The biggest revision is for components and parts for the 5.4-inch iPhone 12 mini, multiple sources said, which retails for around $699. Some suppliers were even asked to temporarily stop building components specifically for the mini, a source told to Nikkei. The mildest estimate was that Apple will cut planned production by more than 70% for six months through June.
So, why did the iPhone 12 Mini fail, despite packing the best of what the company could offer? Well, the last year’s iPhone 11 which is priced around the iPhone 12 Mini offers a larger battery and display, and the vanilla iPhone 12 with again, a better battery and display is just $100 pricier. iPhone 12 Mini was highly criticized for its battery. If you think about this, the criticism does not make any sense. As mentioned earlier, Apple did not cut any corners with the device, and after throwing in the same camera setup and the same SoC, there is clearly not a lot of space for the battery here.

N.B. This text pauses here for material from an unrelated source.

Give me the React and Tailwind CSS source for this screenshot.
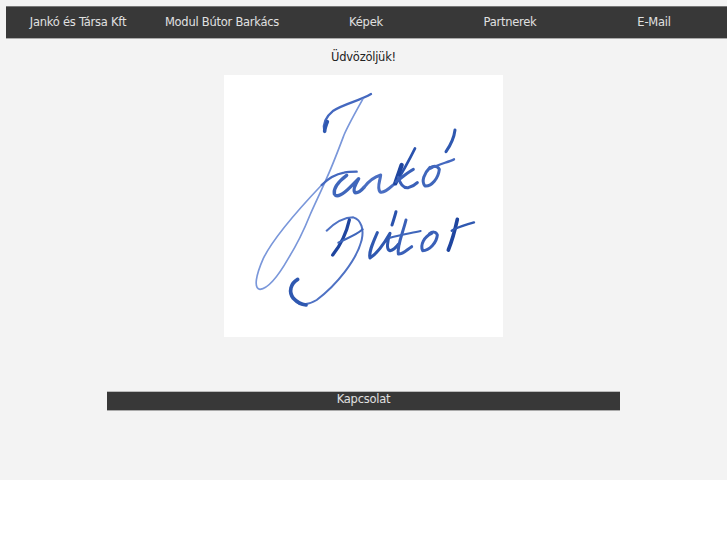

Despite all the hold-offs, Apple is reportedly targeting a production run of approximately 75 million iPhones in the first half of 2021, lower than its initial target of 100 million units. It is worth noting that Apple has assured suppliers that it still aims to make 230 million iPhones for the entire 2021, which is still a growth of 11% when compared to last year. Nikkei also reports that Apple has pushed back production for two new Apple Silicon MacBooks. The company plans to enter mass production in May or June, meaning the laptops will now be manufactured in the second half of this year.